“The ‘sharing economy’ wasn’t supposed to be this way,” write Stefanie Ehmsen and Albert Scharenberg in their preface to Trebor Scholz’s “Platform Cooperativism: Challenging the Corporate Sharing Economy,” published in January 2016 by Rosa Luxembourg Stiftung’s New York Office. The more or less authentically expressed motivations behind the sharing economy (the maximization of underutilized resources, more rewarding peer connections, etc.) sound good, Ehmsen, Scharenberg, and Scholz agree, but the actual result of the rise of mobile-based sharing platforms has been something else altogether. “This new economy is not really about sharing at all,” write Ehmsen and Scharenberg. “Rather, as Trebor Scholz argues in this study, it is an on-demand service economy that it spreading market relations deeper into our lives.”

Scholz does not mince words in his analysis of the sharing economy as manifested by Uber, UpWork, Amazon Turk, et al. The big-name sharing platforms, he argues, have built “Potemkin villages” in which apparent opportunities for contract workers are in fact exploitation by another name: “Your friendly convenience is, for many workers, a low-wage, precarious trap.”
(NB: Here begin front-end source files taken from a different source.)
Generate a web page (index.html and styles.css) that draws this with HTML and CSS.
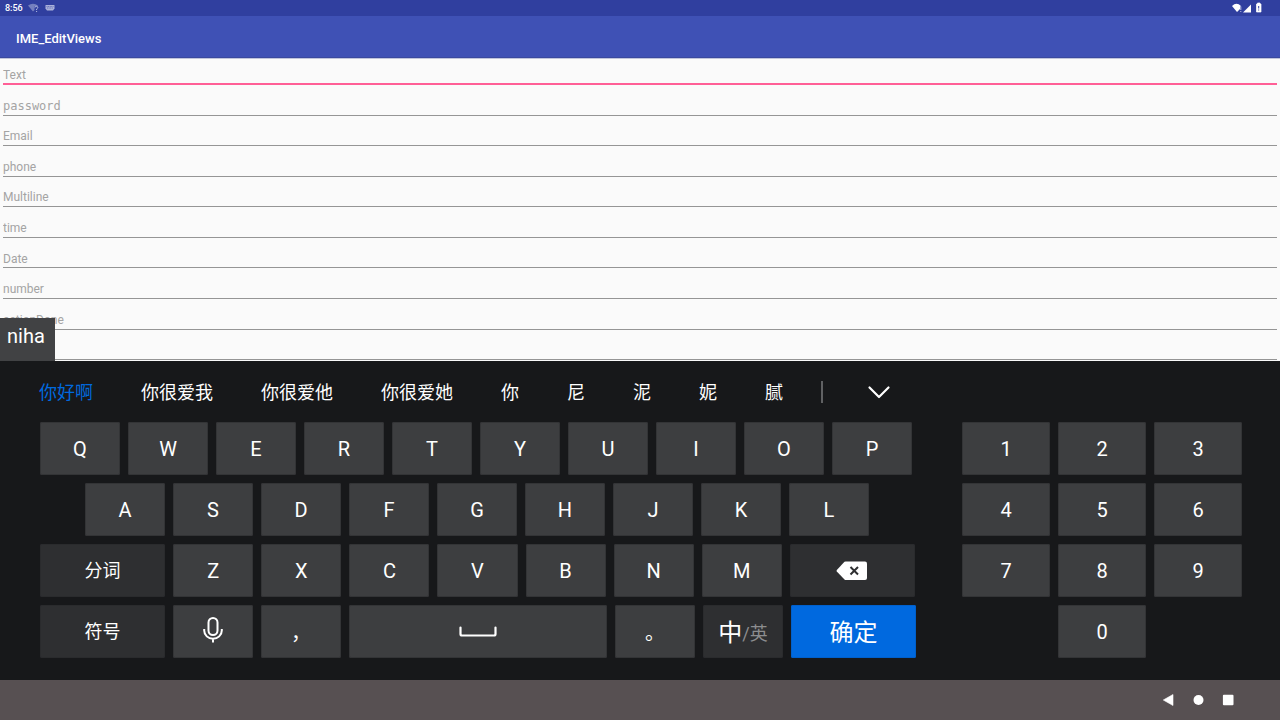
FILE: index.html
```html
<!DOCTYPE html>
<html lang="zh-CN">
<head>
<meta charset="utf-8">
<meta name="viewport" content="width=device-width, initial-scale=1">
<title>IME_EditViews</title>
<link rel="stylesheet" href="styles.css">
</head>
<body>
<div class="status-bar">
  <span class="clock">8:56</span>
  <svg class="status-icon dim" width="12" height="10" viewBox="0 0 12 10" aria-hidden="true"><path d="M0 2.500Q5 -1 10 2.500L9 3.500H6.500V7L5 8.500Z" fill="#7580bf"/><path d="M7 4.500Q7.200 3.300 8.500 3.300T9.800 4.700Q9.600 5.400 8.600 6V7M8.600 8V9" fill="none" stroke="#b5bbe0" stroke-width="1"/></svg>
  <svg class="status-icon keyboard-icon" width="10" height="8" viewBox="0 0 10 8" aria-hidden="true"><path d="M1 1H9Q9.500 1 9.500 1.500V4.500L8 6.500H2L.5 4.500V1.500Q.5 1 1 1Z" fill="#aab1da"/><path d="M1.500 2.500H8.500M2 4H8" stroke="#4b59ae" stroke-width=".7" stroke-dasharray="1 .6"/></svg>
  <span class="spacer"></span>
  <svg class="system-icons" width="32" height="12" viewBox="0 0 32 12" aria-hidden="true"><path d="M0 4Q4.500 -.5 9 4L8 5V7L5 10Z" fill="#fff"/><path d="M8.800 4.500V8M8.800 9V10" stroke="#bcc2e5" stroke-width="1"/><path d="M11 10.500L19 2.500V10.500Z" fill="#fff"/><path d="M24.500 2H25.500V1H28V2H29V10H24.500Z" fill="#fff" stroke="#fff" stroke-width=".7"/><path d="M26.700 4V6.500M26.700 7.500V8.500" stroke="#303f9f" stroke-width="1"/></svg>
</div>
<header class="app-bar"><h1 class="app-title">IME_EditViews</h1></header>
<main class="form">
  <input class="field focused" type="text" placeholder="Text" aria-label="Text">
  <input class="field password" type="password" placeholder="password" aria-label="password">
  <input class="field" type="email" placeholder="Email" aria-label="Email">
  <input class="field" type="tel" placeholder="phone" aria-label="phone">
  <input class="field" type="text" placeholder="Multiline" aria-label="Multiline">
  <input class="field" type="text" placeholder="time" aria-label="time">
  <input class="field" type="text" placeholder="Date" aria-label="Date">
  <input class="field" type="text" inputmode="numeric" placeholder="number" aria-label="number">
  <input class="field" type="text" enterkeyhint="done" placeholder="actionDone" aria-label="actionDone">
  <input class="field" type="text" aria-label="more">
</main>
<section class="keyboard" aria-label="keyboard">
  <div class="composing">niha</div>
  <div class="candidates">
    <button class="candidate selected">你好啊</button>
    <button class="candidate">你很爱我</button>
    <button class="candidate">你很爱他</button>
    <button class="candidate">你很爱她</button>
    <button class="candidate">你</button>
    <button class="candidate">尼</button>
    <button class="candidate">泥</button>
    <button class="candidate">妮</button>
    <button class="candidate">腻</button>
    <span class="divider"></span>
    <button class="candidate expand" aria-label="expand"><svg width="24" height="16" viewBox="0 0 24 16"><path d="M2.500 2.500L12 12L21.500 2.500" fill="none" stroke="#fff" stroke-width="2.200" stroke-linecap="round" stroke-linejoin="round"/></svg></button>
  </div>
  <div class="pads">
    <div class="letters">
      <div class="row row-top">
        <button class="key">Q</button><button class="key">W</button><button class="key">E</button><button class="key">R</button><button class="key">T</button><button class="key">Y</button><button class="key">U</button><button class="key">I</button><button class="key">O</button><button class="key">P</button>
      </div>
      <div class="row row-home">
        <button class="key">A</button><button class="key">S</button><button class="key">D</button><button class="key">F</button><button class="key">G</button><button class="key">H</button><button class="key">J</button><button class="key">K</button><button class="key">L</button>
      </div>
      <div class="row row-lower">
        <button class="key wide dark hanzi">分词</button><button class="key">Z</button><button class="key">X</button><button class="key">C</button><button class="key">V</button><button class="key">B</button><button class="key">N</button><button class="key">M</button>
        <button class="key wide dark" aria-label="delete"><svg width="32" height="20" viewBox="0 0 32 20"><path d="M8.500 .8Q9 .5 9.700 .5H29Q31 .5 31 2.500V17Q31 19 29 19H9.700Q9 19 8.500 18.500L.8 10.500Q.3 9.700 .8 9Z" fill="#fff"/><path d="M14.500 6L22 13.500M22 6L14.500 13.500" stroke="#2e2f31" stroke-width="2"/></svg></button>
      </div>
      <div class="row">
        <button class="key wide dark hanzi">符号</button>
        <button class="key hanzi" aria-label="voice"><svg width="20" height="28" viewBox="0 0 20 28"><rect x="5.500" y="2" width="9" height="17" rx="4.500" fill="none" stroke="#fff" stroke-width="2"/><path d="M1.200 13V14.500A8.800 8.300 0 0 0 18.800 14.500V13M10 22.500V26.500" fill="none" stroke="#fff" stroke-width="2"/></svg></button>
        <button class="key">，</button>
        <button class="key space" aria-label="space"><svg width="38" height="12" viewBox="0 0 38 12"><path d="M1.500 1.500V8Q1.500 9.500 3 9.500H35Q36.500 9.500 36.500 8V1.500" fill="none" stroke="#fff" stroke-width="2.200" stroke-linecap="round"/></svg></button>
        <button class="key">。</button>
        <button class="key dark hanzi language"><span>中</span><span class="alternate">/英</span></button>
        <button class="key wide hanzi confirm">确定</button>
      </div>
    </div>
    <div class="numbers">
      <button class="key">1</button><button class="key">2</button><button class="key">3</button>
      <button class="key">4</button><button class="key">5</button><button class="key">6</button>
      <button class="key">7</button><button class="key">8</button><button class="key">9</button>
      <button class="key zero">0</button>
    </div>
  </div>
</section>
<nav class="nav-bar" aria-label="system">
  <button class="nav-button" aria-label="back"><svg width="12" height="12" viewBox="0 0 12 12"><path d="M1.300 6L11 .5V11.500Z" fill="#fff" stroke="#fff" stroke-width=".6" stroke-linejoin="round"/></svg></button>
  <button class="nav-button" aria-label="home"><svg width="12" height="12" viewBox="0 0 12 12"><circle cx="6.500" cy="6" r="5" fill="#fff"/></svg></button>
  <button class="nav-button" aria-label="recent"><svg width="12" height="12" viewBox="0 0 12 12"><rect x=".9" y=".7" width="10.600" height="10.600" rx="1" fill="#fff"/></svg></button>
</nav>
</body>
</html>
```

FILE: styles.css
```css
* { box-sizing: border-box; }

body {
  margin: 0;
  min-height: 100vh;
  display: flex;
  flex-direction: column;
  background: #fafafa;
  font-family: Roboto, "Noto Sans CJK SC", sans-serif;
}

button {
  border: 0;
  padding: 0;
  background: none;
  color: #fff;
  font-family: inherit;
}

svg { display: block; flex: none; }

.status-bar {
  height: 16px;
  display: flex;
  align-items: center;
  padding: 0 16px 0 5px;
  background: #303f9f;
  color: #fff;
}
.clock { font-size: 9px; font-weight: 500; line-height: 16px; }
.status-icon { margin-left: 5px; }
.spacer { flex: 1; }

.app-bar {
  height: 42px;
  display: flex;
  align-items: center;
  padding: 3px 16px 0;
  background: #3f51b5;
  border-bottom: 1px solid #3a499f;
}
.app-title { margin: 0; color: #fff; font-size: 13px; font-weight: 500; }

.form {
  flex: 1;
  display: flex;
  flex-direction: column;
  padding: 0 3px 1px;
  border-top: 1px solid #c0c4dc;
}
.field {
  flex: 1 1 0;
  min-height: 26px;
  width: 100%;
  border: 0;
  border-bottom: 1px solid #959595;
  border-radius: 0;
  padding: 12px 0 0;
  background: none;
  color: #212121;
  font-family: Roboto, "Noto Sans CJK SC", sans-serif;
  font-size: 12px;
  outline: 0;
}
.field::placeholder { color: #a4a4a4; opacity: 1; }
.focused {
  flex: 0 0 26px;
  padding-top: 8px;
  border-bottom: 2px solid #ff5f96;
}
.password { font-family: "DejaVu Sans Mono", monospace; }

.keyboard {
  position: relative;
  padding: 0 38px 22px 39px;
  background: #17181a;
}
.composing {
  position: absolute;
  left: 0;
  bottom: 100%;
  height: 43px;
  padding: 0 10px 0 7px;
  background: #414244;
  color: #fff;
  font-size: 20px;
  line-height: 36px;
}

.candidates {
  height: 61px;
  display: flex;
  align-items: center;
  gap: 48px;
}
.candidate { padding-top: 2px; font-size: 18px; line-height: 24px; white-space: nowrap; }
.selected { color: #0069df; }
.divider { width: 2px; height: 22px; margin: 0 -4px 0 -10px; background: #606163; }

.pads { display: flex; gap: 46px; padding-left: 1px; }
.letters {
  flex: 876 1 0;
  display: flex;
  flex-direction: column;
  gap: 8px;
}
.row { display: flex; gap: 8px; }
.row-top { padding-right: 4px; }
.row-home { padding: 0 47px 0 45px; }
.row-lower { padding-right: 1px; }
.key {
  flex: 80 1 0;
  min-width: 0;
  height: 53px;
  display: flex;
  align-items: center;
  justify-content: center;
  border-radius: 2px;
  background: #3d3e40;
  box-shadow: inset 0 0 0 1px #333436;
  font-size: 20px;
}
.wide { flex-grow: 125; font-size: 18px; }
.space { flex-grow: 258; }
.dark { background: #2e2f31; box-shadow: inset 0 0 0 1px #2a2b2d; }
.hanzi { padding-bottom: 3px; }
.language { font-size: 24px; }
.alternate { color: #8c8d8f; font-size: 18px; padding-top: 4px; }
.confirm { background: #0069df; box-shadow: inset 0 0 0 1px #0060cc; font-size: 24px; }

.numbers {
  flex: 280 1 0;
  display: grid;
  grid-template-columns: repeat(3, 1fr);
  gap: 8px;
}
.zero { grid-column: 2; }

.nav-bar {
  height: 40px;
  display: flex;
  align-items: center;
  justify-content: flex-end;
  gap: 18px;
  padding-right: 46px;
  background: #575052;
}
```
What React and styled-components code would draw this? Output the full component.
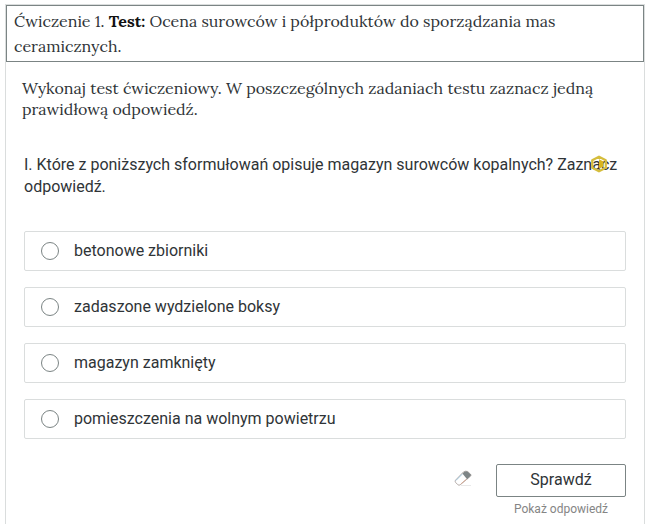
import React, { useState } from "react";
import styled, { createGlobalStyle } from "styled-components";

const GlobalStyle = createGlobalStyle`
  *, *::before, *::after { box-sizing: border-box; }
  body {
    margin: 0;
    background: #fff;
    color: #2f3437;
    font-family: Roboto, "Liberation Sans", sans-serif;
    font-size: 16px;
  }
`;

const Exercise = styled.section`
  margin: 4px 2px 0 5px;
  border: 1px solid #dadddd;
  border-bottom: 0;
  min-height: calc(100vh - 4px);
`;

const Title = styled.h1`
  margin: 0;
  padding: 3px 7px 2px;
  border: 1px solid #7b8484;
  font: 400 16px/25px Lora, "Liberation Serif", serif;

  strong { color: #111; }
`;

const Content = styled.form`
  padding: 16px 18px 0;
`;

const Instruction = styled.p`
  margin: 0 -2px;
  font: 400 16px/21px Lora, "Liberation Serif", serif;
`;

const Question = styled.fieldset`
  margin: 34px 0 0;
  padding: 0;
  border: 0;
  min-width: 0;
`;

const QuestionText = styled.legend`
  position: relative;
  width: 100%;
  padding: 0;
  line-height: 22px;
`;

const Level = styled.svg`
  position: absolute;
  top: 1px;
  right: 18px;
  width: 18px;
  height: 18px;
`;

const Answers = styled.div`
  display: grid;
  gap: 16px;
  margin-top: 33px;
`;

const Answer = styled.label`
  display: flex;
  align-items: center;
  gap: 15px;
  min-height: 40px;
  padding: 0 16px;
  border: 1px solid #dadddd;
  border-radius: 2px;
  line-height: 22px;
  cursor: pointer;
`;

const Radio = styled.input`
  appearance: none;
  flex: none;
  width: 18px;
  height: 18px;
  margin: 0;
  border: 1px solid #7b8484;
  border-radius: 50%;
  background: #fff;

  &:checked { box-shadow: inset 0 0 0 4px #fff; background: #7b8484; }
`;

const Actions = styled.div`
  display: flex;
  justify-content: flex-end;
  align-items: flex-start;
  gap: 24px;
  margin-top: 25px;
`;

const Clear = styled.button`
  padding: 0;
  margin-top: 6px;
  border: 0;
  background: none;
  cursor: pointer;

  svg { display: block; width: 18px; height: 18px; }
`;

const Submit = styled.div`
  display: grid;
  width: 130px;
  gap: 4px;
`;

const Check = styled.button`
  height: 33px;
  padding: 0 0 2px;
  border: 1px solid #7b8484;
  border-radius: 2px;
  background: #fff;
  color: inherit;
  font: inherit;
  cursor: pointer;
`;

const Reveal = styled.button`
  padding: 0;
  border: 0;
  background: none;
  color: #858585;
  font: 400 12px/16px Roboto, "Liberation Sans", sans-serif;
  cursor: pointer;
`;

const options = [
  "betonowe zbiorniki",
  "zadaszone wydzielone boksy",
  "magazyn zamknięty",
  "pomieszczenia na wolnym powietrzu",
];

export default function App() {
  const [selected, setSelected] = useState(null);

  return (
    <>
      <GlobalStyle />
      <Exercise>
        <Title>
          Ćwiczenie 1. <strong>Test:</strong> Ocena surowców i półproduktów do
          sporządzania mas ceramicznych.
        </Title>
        <Content onSubmit={(e) => e.preventDefault()}>
          <Instruction>
            Wykonaj test ćwiczeniowy. W poszczególnych zadaniach testu zaznacz
            jedną prawidłową odpowiedź.
          </Instruction>
          <Question>
            <QuestionText>
              I. Które z poniższych sformułowań opisuje magazyn surowców
              kopalnych? Zaznacz odpowiedź.
              <Level viewBox="0 0 18 18" aria-hidden="true">
                <path
                  d="M9 1.7 15.8 5.3v7.4L9 16.3 2.2 12.7V5.3z"
                  fill="none"
                  stroke="#d5bd3c"
                  strokeWidth="2.2"
                  strokeLinejoin="round"
                />
                <path d="M9 4.2 13.5 6.6v4.8L9 13.8z" fill="#d9b51f" />
              </Level>
            </QuestionText>
            <Answers>
              {options.map((text) => (
                <Answer key={text}>
                  <Radio
                    type="radio"
                    name="answer"
                    checked={selected === text}
                    onChange={() => setSelected(text)}
                  />
                  {text}
                </Answer>
              ))}
            </Answers>
          </Question>
          <Actions>
            <Clear
              type="button"
              aria-label="Wyczyść"
              onClick={() => setSelected(null)}
            >
              <svg viewBox="0 0 18 18">
                <path d="M7 15.5h10" stroke="#e9e9e9" />
                <path
                  d="M9.5 1.9 1.5 10.2Q.8 11.2 1.5 12.3l2.3 2.4q1.1.9 2.3.2L16.6 6.1q.8-.9 0-1.8L13.8 1.6q-2.2-1-4.3.3z"
                  fill="#fff"
                  stroke="#b5aba8"
                />
                <path
                  d="m8.4 3.6 1.8-1.7q1.8-1.1 3.5-.2l2.8 2.6q.8.9 0 1.8l-3.4 3.1z"
                  fill="#7e8586"
                />
                <path d="m1.8 10.6 6.4-6.4" stroke="#9dc3d9" />
                <path d="m6.8 14 5.6-4.7" stroke="#d3a994" />
              </svg>
            </Clear>
            <Submit>
              <Check type="submit">Sprawdź</Check>
              <Reveal type="button">Pokaż odpowiedź</Reveal>
            </Submit>
          </Actions>
        </Content>
      </Exercise>
    </>
  );
}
Sharing platforms, Scholz reminds his readers, use participants’ own goods—not resources built or earned by the firms themselves—as fuel for their profit engines. “We are turned into assets; this is the financialization of the everyday 3.0,” he writes. Nor does Scholz allow any wiggle room when it comes to the tension between sharing companies and government regulators. “In the United States, illegality is a method of the ‘sharing economy,’ not a bug, and the Federal government, at least for now, is not intervening, leaving the field (and only hope) with the municipalization of regulation,” he argues.

What, then, is the alternative? For Scholz, it is what he names “platform cooperativism,” as opposed to the status quo of “platform capitalism.” Piecemeal solutions to platform capitalism’s failings, especially as regards employees’ rights, will not work. “You cannot counter economic inequality with the benevolence of owners; together we must redesign the infrastructure with democracy at its core,” he writes.

Scholz’s concept of platform cooperativism encompasses three core action areas. The first is the reappropriation of the technological tools that Taskrabbit and other for-profit sharing enterprises are built upon for a different, democratic ownership model. Second, platform cooperativism is “about solidarity”—the same commitment to the collective over the individual that informed the historical spiritual and worker cooperatives Scholz briefly examines as partial precedents. Finally, platform cooperativism maintains platform capitalism’s focus on innovation and efficiency, but again with the broader objective of contributing to the common good.

Scholz goes on to sketch out a typology of platform cooperatives, list ten principles for platform cooperativism, and shine a light on “the cooperative ecosystem,” which includes financial institutions and software and hardware providers in addition to the platforms themselves. He argues that, in the world of platform cooperativism, achieving scale does not necessarily mean scaling up; instead, alternatives to today’s heavy hitters can focus on niche markets.

Scholz’s vision for the regeneration of the sharing economy remains (somewhat necessarily) vague and open to criticism, including with respect to the difficulty of drumming up enthusiasm for cooperativism in the United States. Scholz anticipates this argument by pointing to the substantial benefits cooperatives offer workers and consumers alike—an upside that nonetheless remains unachievable until such institutions are up and running in the first place. But his definition of platform cooperativism offers an important corrective to the current fixation on sharing technology, rather than the potential benefits of sharing behaviors, by placing the emphasis on the second term over the first. “Platform cooperativism is not about the next device or ‘platform,'” he asserts. It is “about envisioning a life that is not centered on the shareholder enterprise.”